The strong guarantee is a reliable building block.
Even when an exception is thrown, I know the state of my program. This is a reliable building block for larger algorithms.
Unfortunately, the STL has no notion of the strong guarantee.
It has no way for users to indicate that they provide it; and in general STL components themselves do not provide the strong guarantee, except as explicitly marked.
And there are a few, particularly around `vector`. `std::vector` is a very strong exception-safe kind of type.
[INAUDIBLE FROM AUDIENCE]
Explicitly marked in the paper standard.
There will be a line that says, "the effects of this function are...", and then, "if it throws then there are no effects."
By the way, "there are no effects" is of course a misnomer. There are always effects. Time is always passing.
But that's the standardese for it.
The basic guarantee says, either the operation succeeds or the component enters a valid but otherwise unspecified state.
The basic exception guarantee is the basics of what we should all strive for.
Even if you do nothing else, If you claim to be writing code that uses exceptions — as opposed to just dicking around with code, right? —
If you're using exceptions, you are providing the basic exception guarantee.

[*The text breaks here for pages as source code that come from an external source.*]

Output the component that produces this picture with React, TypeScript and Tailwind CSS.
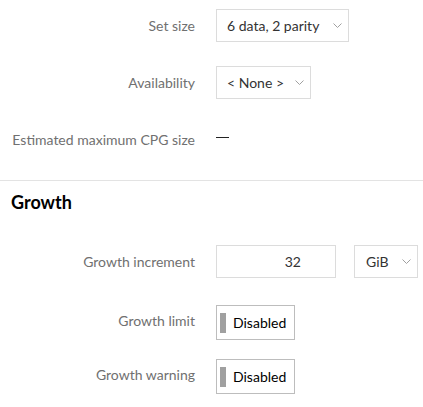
import React from "react";

const font = { fontFamily: "Lato, 'Noto Sans', sans-serif" };

function Chevron() {
  return (
    <svg width="9" height="5" viewBox="0 0 9 5" className="shrink-0">
      <path d="M0.5 0.5 L4.5 4.5 L8.5 0.5" fill="none" stroke="#a0a0a0" strokeWidth="1" />
    </svg>
  );
}

function Row({ label, children, className, labelClass = "" }: { label: string; children: React.ReactNode; className: string; labelClass?: string }) {
  return (
    <div className={"flex items-center " + className}>
      <div className={"w-[195px] shrink-0 whitespace-nowrap text-right text-[14px] text-[#707070] " + labelClass}>{label}</div>
      <div className="ml-[21px] flex items-center">{children}</div>
    </div>
  );
}

function Toggle() {
  return (
    <div className="flex h-[35px] w-[79px] items-center border border-[#bdbdbd] bg-white pl-[3px]">
      <div className="h-[20px] w-[6px] bg-[#a0a0a0]" />
      <span className="ml-[7px] text-[14px] text-black">Disabled</span>
    </div>
  );
}

export default function App() {
  return (
    <div className="h-[407px] w-[423px] overflow-hidden bg-white" style={font}>
      <div className="pt-[9px]">
        <Row label="Set size" className="h-[33px]">
          <div className="flex h-[33px] w-[133px] items-center justify-between border border-[#dcdcdc] pl-[10px] pr-[6px] text-[14px] text-[#333]">
            <span>6 data, 2 parity</span>
            <Chevron />
          </div>
        </Row>
        <Row label="Availability" className="mt-[24px] h-[33px]">
          <div className="flex h-[33px] w-[95px] items-center justify-between border border-[#dcdcdc] pl-[10px] pr-[6px] text-[14px] text-[#333]">
            <span>&lt; None &gt;</span>
            <Chevron />
          </div>
        </Row>
        <Row label="Estimated maximum CPG size" className="mt-[24px] h-[33px]">
          <div className="mt-[-4px] h-[1px] w-[13px] bg-[#222]" />
        </Row>
        <div className="mt-[24px] h-[1px] w-full bg-[#e3e3e3]" />
        <div className="h-[33px] pl-[11px] pt-[9px] text-[18px] font-bold leading-[24px] text-black">Growth</div>
        <Row label="Growth increment" className="mt-[31px] h-[33px]">
          <div className="flex h-[33px] w-[120px] items-center justify-end border border-[#dcdcdc] pr-[34px] text-[14px] text-[#333]">
            32
          </div>
          <div className="ml-[18px] flex h-[33px] w-[64px] items-center justify-between border border-[#dcdcdc] pl-[11px] pr-[6px] text-[14px] text-[#333]">
            <span>GiB</span>
            <Chevron />
          </div>
        </Row>
        <Row label="Growth limit" className="mt-[27px] h-[35px]" labelClass="-mt-[5px]">
          <Toggle />
        </Row>
        <Row label="Growth warning" className="mt-[19px] h-[35px]" labelClass="-mt-[5px]">
          <Toggle />
        </Row>
      </div>
    </div>
  );
}
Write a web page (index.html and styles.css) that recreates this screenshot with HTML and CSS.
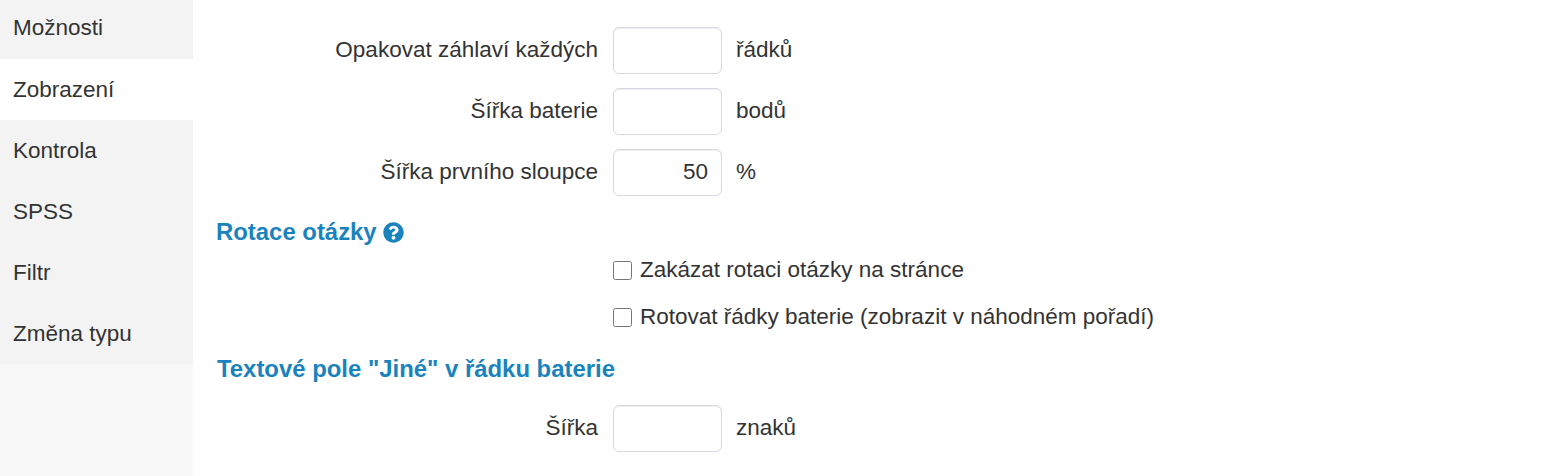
FILE: index.html
```html
<!DOCTYPE html>
<html lang="cs">
<head>
  <meta charset="UTF-8" />
  <title>Zobrazení</title>
  <link rel="stylesheet" href="styles.css">
</head>
<body>
  <div class="layout">
    <nav class="sidebar">
      <ul class="tabs">
        <li>Možnosti</li>
        <li class="active">Zobrazení</li>
        <li>Kontrola</li>
        <li>SPSS</li>
        <li>Filtr</li>
        <li>Změna typu</li>
      </ul>
    </nav>

    <main class="content">
      <div class="row">
        <label class="row-label">Opakovat záhlaví každých</label>
        <input class="num" type="text" />
        <span class="unit">řádků</span>
      </div>
      <div class="row">
        <label class="row-label">Šířka baterie</label>
        <input class="num" type="text" />
        <span class="unit">bodů</span>
      </div>
      <div class="row">
        <label class="row-label">Šířka prvního sloupce</label>
        <input class="num" type="text" value="50" />
        <span class="unit">%</span>
      </div>

      <h4 class="section-title">Rotace otázky
        <svg class="help" viewBox="0 0 512 512"><path fill="currentColor" d="M504 256c0 136.997-111.043 248-248 248S8 392.997 8 256C8 119.083 119.043 8 256 8s248 111.083 248 248zM262.655 90c-54.497 0-89.255 22.957-116.549 63.758-3.536 5.286-2.353 12.415 2.715 16.258l34.699 26.31c5.205 3.947 12.621 3.008 16.665-2.122 17.864-22.658 30.113-35.797 57.303-35.797 20.429 0 45.698 13.148 45.698 32.958 0 14.976-12.363 22.667-32.534 33.976C247.128 238.528 216 254.941 216 296v4c0 6.627 5.373 12 12 12h56c6.627 0 12-5.373 12-12v-1.333c0-28.462 83.186-29.647 83.186-106.667 0-58.002-60.165-102-116.531-102zM256 338c-25.365 0-46 20.635-46 46 0 25.364 20.635 46 46 46s46-20.636 46-46c0-25.365-20.635-46-46-46z"/></svg>
      </h4>
      <label class="check"><input type="checkbox" /> <span>Zakázat rotaci otázky na stránce</span></label>
      <label class="check"><input type="checkbox" /> <span>Rotovat řádky baterie (zobrazit v náhodném pořadí)</span></label>

      <h4 class="section-title second">Textové pole "Jiné" v řádku baterie</h4>
      <div class="row">
        <label class="row-label">Šířka</label>
        <input class="num" type="text" />
        <span class="unit">znaků</span>
      </div>
    </main>
  </div>
</body>
</html>
```

FILE: styles.css
```css
html, body {
  height: 100%;
}

body {
  margin: 0;
  font-family: "Liberation Sans", Arial, sans-serif;
  font-size: 22.5px;
  color: #333;
  background: #fff;
  overflow: hidden;
}

.layout {
  display: flex;
  height: 476px;
}

.sidebar {
  width: 193px;
  flex-shrink: 0;
  background: #f8f8f8;
}

.tabs {
  list-style: none;
  margin: 0;
  padding: 0;
  background: #f3f3f3;
}

.tabs li {
  height: 61px;
  line-height: 61px;
  padding-left: 13px;
}

.tabs li:first-child {
  height: 59px;
  line-height: 55px;
}

.tabs li.active {
  background: #fff;
}

.content {
  flex: 1;
  padding: 27px 0 0 23px;
}

.row {
  display: flex;
  align-items: center;
  height: 47px;
  margin-bottom: 14px;
}

.row-label {
  width: 382px;
  text-align: right;
  margin-right: 15px;
  padding-bottom: 2px;
}

.num {
  width: 109px;
  height: 47px;
  box-sizing: border-box;
  padding: 0 13px 1px;
  border: 1px solid #d5d9e0;
  border-radius: 6px;
  font: inherit;
  color: #333;
  text-align: right;
  box-shadow: inset 0 1px 1px rgba(0,0,0,0.075);
}

.unit {
  margin-left: 14px;
  padding-bottom: 2px;
}

.section-title {
  margin: 0;
  font-size: 23.9px;
  font-weight: bold;
  line-height: 30px;
  color: #1a83bd;
  display: flex;
  align-items: center;
  gap: 6px;
  padding-top: 7px;
}

.section-title.second {
  margin-top: 13px;
  padding: 0 0 0 1px;
  margin-bottom: 21px;
}

.help {
  width: 21px;
  height: 21px;
}

.check {
  display: flex;
  align-items: center;
  height: 47px;
  margin-left: 397px;
}

.check input {
  width: 19px;
  height: 19px;
  margin: 0 8px 0 0;
}

.check span {
  padding-bottom: 2px;
}
```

When you throw an exception you are still in a valid state. You may not know what that state is, but at least it is valid and you can recover.
If you can't recover, you are not USING exceptions. Because when you catch an exception, you don't know what you can do.
Nico.
[INAUDIBLE FROM NICOLAI JOSUTTIS]
Yes. [INAUDIBLE FROM NICOLAI]
[ARTHUR] I mean... [NICOLAI] In wording you can.
Right. In wording, the STL can require it of users, of user types, in some cases. Yes.
[INAUDIBLE FROM NICOLAI]
And the STL can also advertise it in writing for their own types [OOPS: operations], such as `push_back`.
But I meant programmatically...
the library vendor cannot actually verify that a provided type has the strong guarantee...
and then metaprogram against that.
"If the user provided `operator()` has the strong guarantee then I can do this; otherwise, I will fall back to that."
There's no way to metaprogram that today, because there's no way to test to say "does it have the strong guarantee or not?"
All we can do is require on paper and advertise on paper.
[NICOLAI] We'd need some indication in the signature that said—?
We need some indication in the signature, or a specialized type trait, or an attribute... I don't know. But we have nothing at the moment. Yes.
Finally there is "no guarantee." This is what `priority_queue` has.
Either the operation succeeds, or the component enters an unspecified and possibly broken state.
If you do this, you are not using exceptions. Because when an exception is thrown, you have zero way to recover from it because all your things are in some absolutely invalid state.
You can't even call `.size()` on them anymore.
And we can get into this state pretty easily through generic programming. Through composing user-defined components.
If any of my user-defined components give only the basic guarantee, such that my higher level algorithm (such as `priority_queue`) has two different components, both of which provide the basic guarantee...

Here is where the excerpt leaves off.